With a conflict in progress, this approach is better than trying to
predict future uses in an inflexible operational requirements document
developed in isolation from the field environment.
Joint, expeditionary warfare demands agile land, sea, and
air forces linked by more than simply networked sensors and communication.
Brain-to-brain connectivity animated by a cultural
predisposition to deploy and fight anywhere on short notice akin
to the special operations mindset is equally vital to transformation.
Additionally, routine joint training and operations within a
joint rotational readiness system are essential to readiness for
joint expeditionary warfare.

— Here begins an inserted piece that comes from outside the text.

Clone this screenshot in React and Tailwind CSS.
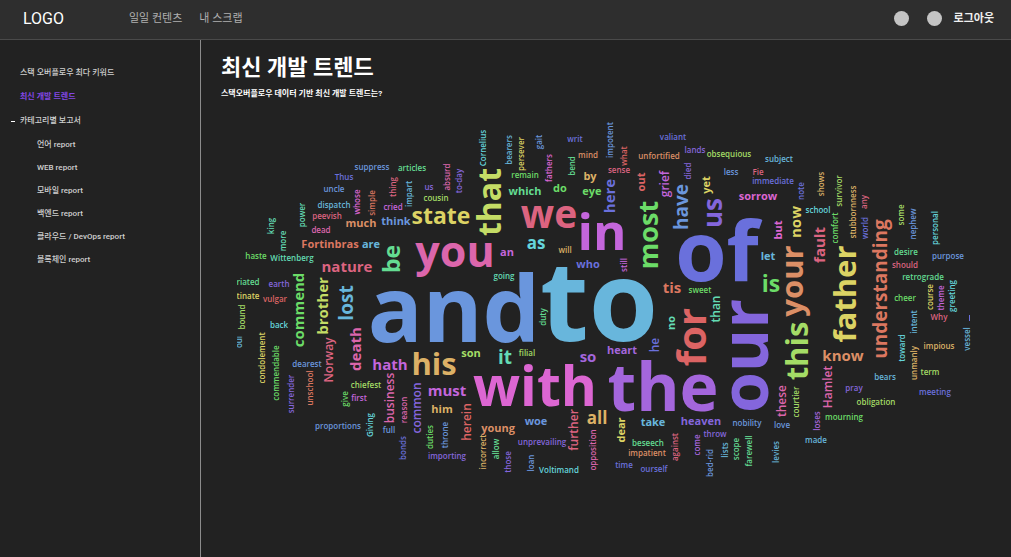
import React from 'react';

const reports = ['언어 report', 'WEB report', '모바일 report', '백엔드 report', '클라우드 / DevOps report', '블록체인 report'];

const blue = '#6a96dd';
const sky = '#68b6dc';
const cyan = '#65d5dc';
const teal = '#64dcb4';
const mint = '#64dc92';
const green = '#6cdc68';
const lime = '#a4dc66';
const yellow = '#dcd364';
const gold = '#dcb166';
const orange = '#dc8f66';
const coral = '#dc7760';
const red = '#dc6464';
const rose = '#dc6480';
const pink = '#dc66ac';
const magenta = '#dc66d2';
const orchid = '#c466dc';
const purple = '#a466dc';
const violet = '#8466dc';
const indigo = '#6a70dc';

// [word, centre x, baseline y, size, colour]
const horizontal = [
  ['and', 454, 342, 91, blue],
  ['to', 599, 341, 112, sky],
  ['of', 717, 281, 83, indigo],
  ['the', 663, 411, 66, purple],
  ['with', 535, 406, 55, magenta],
  ['you', 455, 267, 43, pink],
  ['we', 549, 228, 39, rose],
  ['in', 602, 250, 51, orchid],
  ['his', 434, 375, 31, gold],
  ['state', 441, 224, 23, yellow],
  ['nature', 347, 272, 15, rose],
  ['hath', 390, 370, 15, orchid],
  ['must', 447, 396, 15, orchid],
  ['know', 843, 361, 15, orange],
  ['as', 536, 249, 17, cyan],
  ['it', 505, 364, 19, teal],
  ['so', 588, 362, 15, purple],
  ['all', 597, 424, 17, gold],
  ['is', 771, 292, 23, green],
  ['tis', 672, 293, 15, coral],
  ['Fortinbras', 330, 248, 11, coral],
  ['are', 371, 248, 11, sky],
  ['much', 361, 227, 11, orange],
  ['think', 396, 225, 11, blue],
  ['an', 507, 256, 11, orchid],
  ['who', 588, 268, 11, indigo],
  ['which', 525, 195, 11, mint],
  ['do', 560, 192, 11, green],
  ['by', 590, 180, 11, gold],
  ['eye', 592, 195, 11, green],
  ['him', 442, 413, 11, gold],
  ['son', 471, 357, 11, lime],
  ['heart', 622, 354, 11, purple],
  ['woe', 536, 425, 11, blue],
  ['young', 498, 432, 11, orange],
  ['take', 653, 426, 11, sky],
  ['heaven', 701, 425, 11, violet],
  ['let', 768, 260, 11, sky],
  ['sorrow', 758, 200, 11, magenta],
  ['suppress', 372, 170, 8, blue],
  ['articles', 412, 171, 8, mint],
  ['Thus', 344, 180, 8, indigo],
  ['uncle', 334, 192, 8, blue],
  ['dispatch', 334, 208, 8, sky],
  ['peevish', 327, 219, 8, rose],
  ['dead', 321, 233, 8, pink],
  ['cried', 393, 210, 8, orchid],
  ['us', 429, 190, 8, violet],
  ['cousin', 436, 201, 8, lime],
  ['haste', 256, 259, 8, green],
  ['Wittenberg', 292, 261, 8, teal],
  ['riated', 248, 285, 8, mint],
  ['earth', 279, 287, 8, violet],
  ['tinate', 248, 299, 8, yellow],
  ['vulgar', 275, 302, 8, red],
  ['back', 279, 328, 8, cyan],
  ['dearest', 307, 367, 8, blue],
  ['chiefest', 366, 388, 8, lime],
  ['first', 359, 401, 8, orchid],
  ['proportions', 338, 429, 8, blue],
  ['full', 389, 433, 8, blue],
  ['importing', 447, 459, 8, violet],
  ['unprevailing', 542, 445, 8, violet],
  ['Voltimand', 559, 473, 8, cyan],
  ['filial', 527, 356, 8, lime],
  ['going', 504, 279, 8, teal],
  ['will', 565, 253, 8, gold],
  ['remain', 525, 178, 8, green],
  ['writ', 575, 142, 8, indigo],
  ['mind', 588, 158, 8, orange],
  ['sense', 619, 173, 8, rose],
  ['valiant', 673, 140, 8, indigo],
  ['lands', 695, 153, 8, violet],
  ['unfortified', 659, 159, 8, orange],
  ['obsequious', 729, 157, 8, lime],
  ['less', 731, 175, 8, blue],
  ['Fie', 758, 175, 8, rose],
  ['subject', 779, 162, 8, sky],
  ['immediate', 773, 184, 8, indigo],
  ['sweet', 700, 293, 8, green],
  ['school', 818, 213, 8, cyan],
  ['desire', 906, 255, 8, mint],
  ['should', 905, 268, 8, rose],
  ['purpose', 948, 259, 8, blue],
  ['retrograde', 923, 280, 8, mint],
  ['cheer', 905, 301, 8, green],
  ['Why', 939, 320, 8, rose],
  ['impious', 939, 349, 8, gold],
  ['bears', 885, 380, 8, sky],
  ['term', 930, 375, 8, lime],
  ['meeting', 935, 395, 8, indigo],
  ['pray', 854, 391, 8, violet],
  ['obligation', 876, 405, 8, lime],
  ['mourning', 844, 420, 8, green],
  ['made', 816, 443, 8, sky],
  ['nobility', 747, 426, 8, blue],
  ['love', 782, 428, 8, blue],
  ['throw', 715, 437, 8, violet],
  ['beseech', 648, 446, 8, mint],
  ['impatient', 647, 456, 8, orange],
  ['time', 624, 468, 8, indigo],
  ['ourself', 654, 472, 8, indigo],
];

// Words that read upwards: [word, baseline x, centre y, size, colour]
const vertical = [
  ['our', 768, 356, 66, violet],
  ['for', 706, 337, 40, red],
  ['that', 501, 202, 32, '#c4dc66'],
  ['most', 658, 235, 27, green],
  ['have', 688, 207, 19, blue],
  ['here', 615, 196, 15, indigo],
  ['us', 722, 213, 26, violet],
  ['your', 803, 281, 31, orange],
  ['father', 856, 294, 31, yellow],
  ['understanding', 887, 289, 19, coral],
  ['this', 808, 351, 31, lime],
  ['fault', 825, 245, 15, rose],
  ['now', 801, 222, 15, yellow],
  ['brother', 328, 306, 15, '#c4dc66'],
  ['commend', 304, 310, 15, green],
  ['lost', 353, 303, 19, sky],
  ['be', 400, 259, 23, mint],
  ['death', 361, 349, 15, pink],
  ['Norway', 333, 360, 12, rose],
  ['but', 782, 230, 11, magenta],
  ['these', 786, 401, 12, pink],
  ['Hamlet', 832, 387, 12, pink],
  ['than', 720, 309, 12, teal],
  ['no', 675, 323, 11, teal],
  ['he', 659, 345, 12, indigo],
  ['dear', 625, 430, 11, yellow],
  ['further', 578, 430, 12, rose],
  ['herein', 471, 422, 12, red],
  ['common', 421, 408, 12, violet],
  ['business', 394, 398, 12, pink],
  ['out', 645, 182, 11, red],
  ['grief', 669, 184, 12, orchid],
  ['yet', 710, 185, 11, yellow],
  ['king', 274, 226, 8, teal],
  ['more', 286, 241, 8, teal],
  ['power', 305, 215, 8, teal],
  ['whose', 360, 202, 8, magenta],
  ['simple', 375, 203, 8, coral],
  ['thing', 396, 187, 8, rose],
  ['impart', 412, 194, 8, sky],
  ['absurd', 450, 177, 8, pink],
  ['to-day', 462, 181, 8, violet],
  ['Cornelius', 486, 148, 8, cyan],
  ['bearers', 512, 150, 8, sky],
  ['persever', 524, 154, 8, yellow],
  ['gait', 542, 142, 8, blue],
  ['fathers', 552, 168, 8, magenta],
  ['bend', 575, 166, 8, mint],
  ['impotent', 613, 140, 8, blue],
  ['what', 627, 156, 8, red],
  ['died', 691, 171, 8, violet],
  ['still', 627, 265, 8, orchid],
  ['duty', 546, 317, 8, mint],
  ['bound', 245, 317, 8, lime],
  ['oui', 242, 342, 8, sky],
  ['condolement', 265, 358, 8, yellow],
  ['commendable', 279, 373, 8, green],
  ['surrender', 294, 394, 8, violet],
  ['unschool', 313, 388, 8, coral],
  ['give', 348, 399, 8, green],
  ['Giving', 373, 425, 8, cyan],
  ['reason', 407, 410, 8, pink],
  ['bonds', 406, 448, 8, indigo],
  ['duties', 433, 437, 8, green],
  ['throne', 448, 435, 8, blue],
  ['incorrect', 486, 452, 8, gold],
  ['allow', 499, 449, 8, mint],
  ['those', 511, 462, 8, violet],
  ['loan', 534, 463, 8, blue],
  ['opposition', 596, 450, 8, pink],
  ['against', 678, 447, 8, rose],
  ['come', 700, 445, 8, purple],
  ['bed-rid', 713, 463, 8, blue],
  ['lists', 728, 450, 8, sky],
  ['scope', 739, 449, 8, mint],
  ['farewell', 752, 451, 8, mint],
  ['levies', 779, 452, 8, sky],
  ['courtier', 799, 402, 8, lime],
  ['loses', 820, 421, 8, purple],
  ['note', 804, 191, 8, indigo],
  ['shows', 824, 184, 8, gold],
  ['survivor', 842, 191, 8, lime],
  ['comfort', 838, 228, 8, green],
  ['stubbornness', 856, 212, 8, gold],
  ['any', 867, 202, 8, rose],
  ['world', 868, 228, 8, indigo],
  ['some', 904, 215, 8, lime],
  ['nephew', 916, 224, 8, blue],
  ['personal', 938, 228, 8, cyan],
  ['course', 933, 297, 8, yellow],
  ['theme', 944, 298, 8, orchid],
  ['greeting', 955, 296, 8, cyan],
  ['intent', 917, 322, 8, sky],
  ['toward', 905, 348, 8, cyan],
  ['unmanly', 917, 363, 8, gold],
  ['vessel', 970, 339, 8, sky],
];

const weight = (size) => (size === 8 || size === 12 ? 'font-semibold' : 'font-bold');

function Header() {
  return (
    <header className="flex h-10 shrink-0 items-center border-b border-[#4a4a4a] bg-[#2e2e2e] pb-0.5 pl-[23px] pr-[17px]">
      <a href="#" className="w-[106px] text-base text-white">LOGO</a>
      <nav className="flex gap-[17px] pt-0.5 text-[11px] text-[#b0b0b0]">
        <a href="#">일일 컨텐츠</a>
        <a href="#">내 스크랩</a>
      </nav>
      <div className="ml-auto flex items-center">
        <button aria-label="알림" className="mr-[18px] size-[15px] rounded-full bg-[#c4c4c4]" />
        <button aria-label="프로필" className="mr-3 size-[15px] rounded-full bg-[#c4c4c4]" />
        <button className="pt-0.5 text-[11px] font-bold text-[#f0f0f0]">로그아웃</button>
      </div>
    </header>
  );
}

function Sidebar() {
  return (
    <aside className="w-[201px] shrink-0 border-r border-[#8c8c8c] pt-[21px] text-[8px] font-medium text-[#d0d0d0]">
      <ul>
        <li className="flex h-6 items-center pl-5"><a href="#">스택 오버플로우 최다 키워드</a></li>
        <li className="flex h-6 items-center pl-5 font-bold text-[#8247e5]"><a href="#" aria-current="page">최신 개발 트렌드</a></li>
        <li>
          <button aria-expanded="true" className="flex h-6 items-center gap-[5px] pl-[11px]">
            <span className="h-px w-1 bg-white" />
            카테고리별 보고서
          </button>
          <ul>
            {reports.map((name) => (
              <li key={name} className="flex h-[23px] items-center pl-[37px]"><a href="#">{name}</a></li>
            ))}
          </ul>
        </li>
      </ul>
    </aside>
  );
}

function WordCloud() {
  return (
    <svg viewBox="237 110 734 380" role="img" aria-label="최신 개발 트렌드 워드 클라우드" className="block w-full font-['Open_Sans','Noto_Sans',sans-serif]">
      {horizontal.map(([word, x, y, size, color]) => (
        <text key={word + x} x={x} y={y} fontSize={size} fill={color} textAnchor="middle" className={weight(size)}>{word}</text>
      ))}
      {vertical.map(([word, x, y, size, color]) => (
        <text key={word + x} transform={`translate(${x} ${y}) rotate(-90)`} fontSize={size} fill={color} textAnchor="middle" className={weight(size)}>{word}</text>
      ))}
      <rect x="969" y="315" width="1" height="6" fill={indigo} />
    </svg>
  );
}

export default function App() {
  return (
    <div className="flex min-h-screen flex-col bg-[#222222] font-[Roboto,'Noto_Sans_CJK_KR',sans-serif]">
      <Header />
      <div className="flex grow">
        <Sidebar />
        <main className="min-w-0 grow text-white">
          <div className="px-5 pt-3">
            <h1 className="text-[22px] font-bold leading-8">최신 개발 트렌드</h1>
            <p className="mt-1 text-[8px] font-bold leading-3">스택오버플로우 데이터 기반 최신 개발 트렌드는?</p>
          </div>
          <div className="pl-9 pr-10 pt-[10px]">
            <WordCloud />
          </div>
        </main>
      </div>
    </div>
  );
}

In the new come-as-you-are strategic
environment, Army mission-focused force packages must bring
the Joint Force Commander the capabilities he needs, whether
they be theater missile defense or survivable, mobile, armored
fighting vehicles that deliver accurate, devastating firepower.
XVIII Airborne Corps seems ideally positioned to spearhead
Army transformation. Scaling, equipping, and organizing existing
XVIII Airborne Corps forces for integration as specialized modules
of combat power into plug-and-play joint command and control
structures, such as the notional Standing Joint Force Headquarters,
gives the Army an unprecedented opportunity to pursue
new directions in adaptive force design.